### INFORMATION PROVIDED ###
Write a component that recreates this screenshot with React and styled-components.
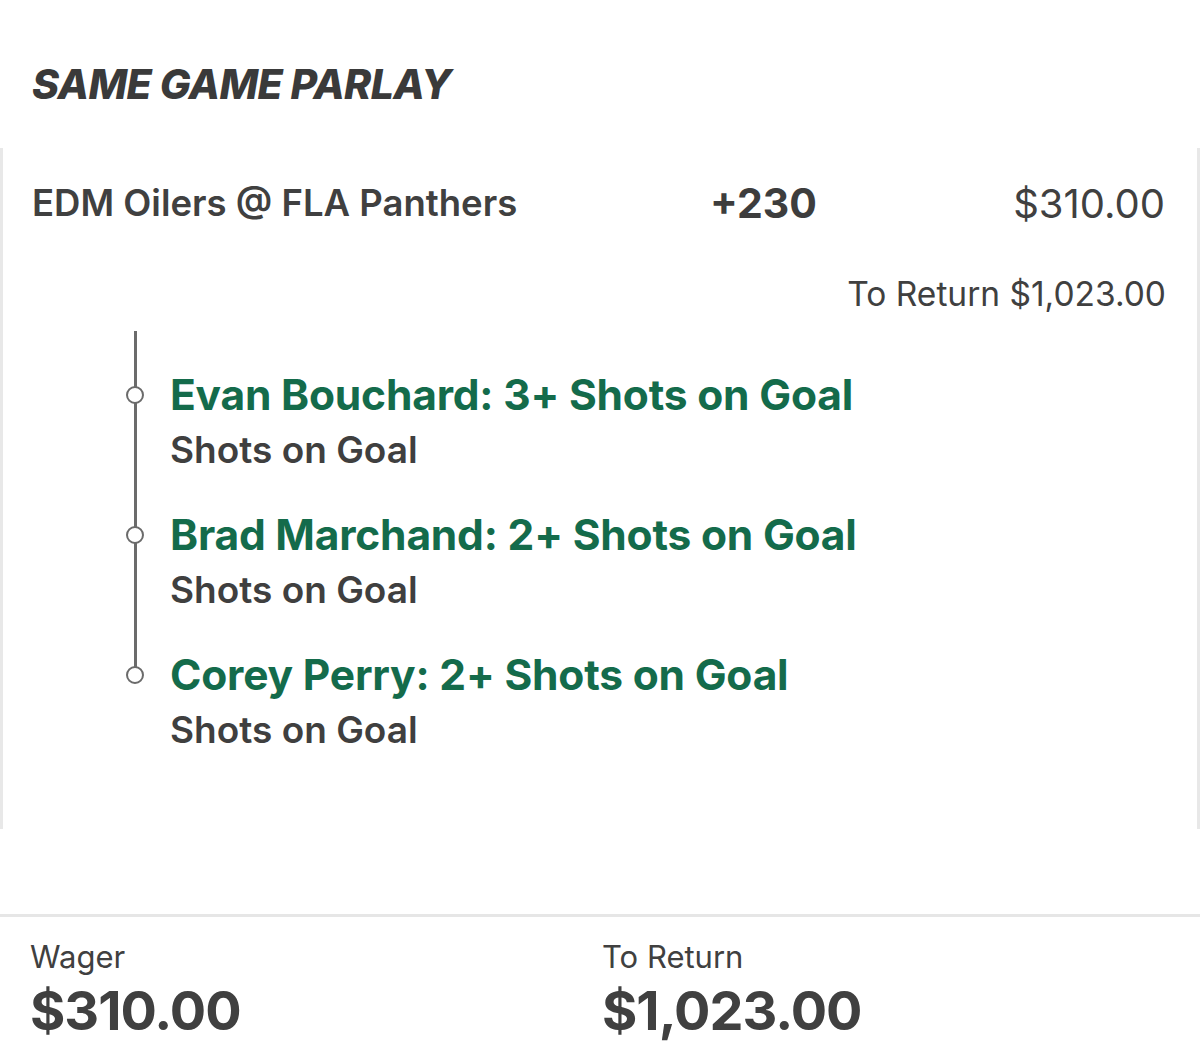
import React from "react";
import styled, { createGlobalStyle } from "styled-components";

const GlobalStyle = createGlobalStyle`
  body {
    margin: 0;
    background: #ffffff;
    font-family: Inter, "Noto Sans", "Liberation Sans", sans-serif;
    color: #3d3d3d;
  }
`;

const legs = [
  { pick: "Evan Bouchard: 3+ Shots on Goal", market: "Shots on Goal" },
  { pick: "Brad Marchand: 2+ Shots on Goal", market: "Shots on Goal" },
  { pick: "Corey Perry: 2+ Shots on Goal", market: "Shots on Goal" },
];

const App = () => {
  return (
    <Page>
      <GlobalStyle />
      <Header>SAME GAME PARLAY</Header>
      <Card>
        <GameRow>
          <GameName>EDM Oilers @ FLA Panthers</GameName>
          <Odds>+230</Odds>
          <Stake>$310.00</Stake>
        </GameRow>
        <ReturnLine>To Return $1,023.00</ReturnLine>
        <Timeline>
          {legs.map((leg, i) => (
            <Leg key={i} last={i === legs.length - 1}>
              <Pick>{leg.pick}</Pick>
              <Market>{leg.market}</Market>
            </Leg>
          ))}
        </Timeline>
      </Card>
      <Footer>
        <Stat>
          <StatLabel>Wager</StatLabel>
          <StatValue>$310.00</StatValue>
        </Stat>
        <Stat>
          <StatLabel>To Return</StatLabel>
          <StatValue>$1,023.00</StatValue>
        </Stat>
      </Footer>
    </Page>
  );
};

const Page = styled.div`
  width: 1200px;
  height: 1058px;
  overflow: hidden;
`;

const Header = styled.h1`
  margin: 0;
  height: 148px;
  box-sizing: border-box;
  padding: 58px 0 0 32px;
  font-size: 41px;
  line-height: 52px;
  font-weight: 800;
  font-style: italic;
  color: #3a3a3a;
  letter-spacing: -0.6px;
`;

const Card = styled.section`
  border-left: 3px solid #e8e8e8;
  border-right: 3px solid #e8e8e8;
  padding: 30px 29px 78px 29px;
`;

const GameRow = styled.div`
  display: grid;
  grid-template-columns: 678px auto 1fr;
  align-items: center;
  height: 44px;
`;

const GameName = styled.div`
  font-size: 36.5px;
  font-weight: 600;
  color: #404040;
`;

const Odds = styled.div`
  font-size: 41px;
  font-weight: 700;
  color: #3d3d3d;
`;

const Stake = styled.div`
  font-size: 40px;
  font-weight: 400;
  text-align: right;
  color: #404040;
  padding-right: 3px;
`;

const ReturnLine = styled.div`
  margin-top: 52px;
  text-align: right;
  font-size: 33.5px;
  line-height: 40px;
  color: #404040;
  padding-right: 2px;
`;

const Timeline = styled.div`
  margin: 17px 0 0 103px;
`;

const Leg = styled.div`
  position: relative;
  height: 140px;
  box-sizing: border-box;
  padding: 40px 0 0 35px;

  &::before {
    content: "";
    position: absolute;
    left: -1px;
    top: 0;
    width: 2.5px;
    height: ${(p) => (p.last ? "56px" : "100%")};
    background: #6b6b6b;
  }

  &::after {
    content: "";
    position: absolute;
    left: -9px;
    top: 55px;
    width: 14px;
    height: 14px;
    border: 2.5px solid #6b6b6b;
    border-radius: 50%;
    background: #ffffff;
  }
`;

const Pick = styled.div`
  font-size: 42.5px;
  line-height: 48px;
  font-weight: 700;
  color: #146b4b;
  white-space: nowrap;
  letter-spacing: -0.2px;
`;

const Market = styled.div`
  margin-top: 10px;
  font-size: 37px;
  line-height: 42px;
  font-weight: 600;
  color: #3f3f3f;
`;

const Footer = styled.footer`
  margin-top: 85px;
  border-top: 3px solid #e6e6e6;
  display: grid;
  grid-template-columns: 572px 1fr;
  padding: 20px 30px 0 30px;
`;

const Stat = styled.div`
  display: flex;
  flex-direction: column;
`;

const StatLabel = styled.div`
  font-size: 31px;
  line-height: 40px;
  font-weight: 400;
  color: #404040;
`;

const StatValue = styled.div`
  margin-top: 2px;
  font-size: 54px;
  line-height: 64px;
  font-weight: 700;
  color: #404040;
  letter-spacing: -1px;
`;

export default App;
###
> TO DO:
From start to finish, output the listing exactly, but omit its pictures.

> RESULT OF THIS TASK:
Write a component that recreates this screenshot with React and styled-components.
import React from "react";
import styled, { createGlobalStyle } from "styled-components";

const GlobalStyle = createGlobalStyle`
  body {
    margin: 0;
    background: #ffffff;
    font-family: Inter, "Noto Sans", "Liberation Sans", sans-serif;
    color: #3d3d3d;
  }
`;

const legs = [
  { pick: "Evan Bouchard: 3+ Shots on Goal", market: "Shots on Goal" },
  { pick: "Brad Marchand: 2+ Shots on Goal", market: "Shots on Goal" },
  { pick: "Corey Perry: 2+ Shots on Goal", market: "Shots on Goal" },
];

const App = () => {
  return (
    <Page>
      <GlobalStyle />
      <Header>SAME GAME PARLAY</Header>
      <Card>
        <GameRow>
          <GameName>EDM Oilers @ FLA Panthers</GameName>
          <Odds>+230</Odds>
          <Stake>$310.00</Stake>
        </GameRow>
        <ReturnLine>To Return $1,023.00</ReturnLine>
        <Timeline>
          {legs.map((leg, i) => (
            <Leg key={i} last={i === legs.length - 1}>
              <Pick>{leg.pick}</Pick>
              <Market>{leg.market}</Market>
            </Leg>
          ))}
        </Timeline>
      </Card>
      <Footer>
        <Stat>
          <StatLabel>Wager</StatLabel>
          <StatValue>$310.00</StatValue>
        </Stat>
        <Stat>
          <StatLabel>To Return</StatLabel>
          <StatValue>$1,023.00</StatValue>
        </Stat>
      </Footer>
    </Page>
  );
};

const Page = styled.div`
  width: 1200px;
  height: 1058px;
  overflow: hidden;
`;

const Header = styled.h1`
  margin: 0;
  height: 148px;
  box-sizing: border-box;
  padding: 58px 0 0 32px;
  font-size: 41px;
  line-height: 52px;
  font-weight: 800;
  font-style: italic;
  color: #3a3a3a;
  letter-spacing: -0.6px;
`;

const Card = styled.section`
  border-left: 3px solid #e8e8e8;
  border-right: 3px solid #e8e8e8;
  padding: 30px 29px 78px 29px;
`;

const GameRow = styled.div`
  display: grid;
  grid-template-columns: 678px auto 1fr;
  align-items: center;
  height: 44px;
`;

const GameName = styled.div`
  font-size: 36.5px;
  font-weight: 600;
  color: #404040;
`;

const Odds = styled.div`
  font-size: 41px;
  font-weight: 700;
  color: #3d3d3d;
`;

const Stake = styled.div`
  font-size: 40px;
  font-weight: 400;
  text-align: right;
  color: #404040;
  padding-right: 3px;
`;

const ReturnLine = styled.div`
  margin-top: 52px;
  text-align: right;
  font-size: 33.5px;
  line-height: 40px;
  color: #404040;
  padding-right: 2px;
`;

const Timeline = styled.div`
  margin: 17px 0 0 103px;
`;

const Leg = styled.div`
  position: relative;
  height: 140px;
  box-sizing: border-box;
  padding: 40px 0 0 35px;

  &::before {
    content: "";
    position: absolute;
    left: -1px;
    top: 0;
    width: 2.5px;
    height: ${(p) => (p.last ? "56px" : "100%")};
    background: #6b6b6b;
  }

  &::after {
    content: "";
    position: absolute;
    left: -9px;
    top: 55px;
    width: 14px;
    height: 14px;
    border: 2.5px solid #6b6b6b;
    border-radius: 50%;
    background: #ffffff;
  }
`;

const Pick = styled.div`
  font-size: 42.5px;
  line-height: 48px;
  font-weight: 700;
  color: #146b4b;
  white-space: nowrap;
  letter-spacing: -0.2px;
`;

const Market = styled.div`
  margin-top: 10px;
  font-size: 37px;
  line-height: 42px;
  font-weight: 600;
  color: #3f3f3f;
`;

const Footer = styled.footer`
  margin-top: 85px;
  border-top: 3px solid #e6e6e6;
  display: grid;
  grid-template-columns: 572px 1fr;
  padding: 20px 30px 0 30px;
`;

const Stat = styled.div`
  display: flex;
  flex-direction: column;
`;

const StatLabel = styled.div`
  font-size: 31px;
  line-height: 40px;
  font-weight: 400;
  color: #404040;
`;

const StatValue = styled.div`
  margin-top: 2px;
  font-size: 54px;
  line-height: 64px;
  font-weight: 700;
  color: #404040;
  letter-spacing: -1px;
`;

export default App;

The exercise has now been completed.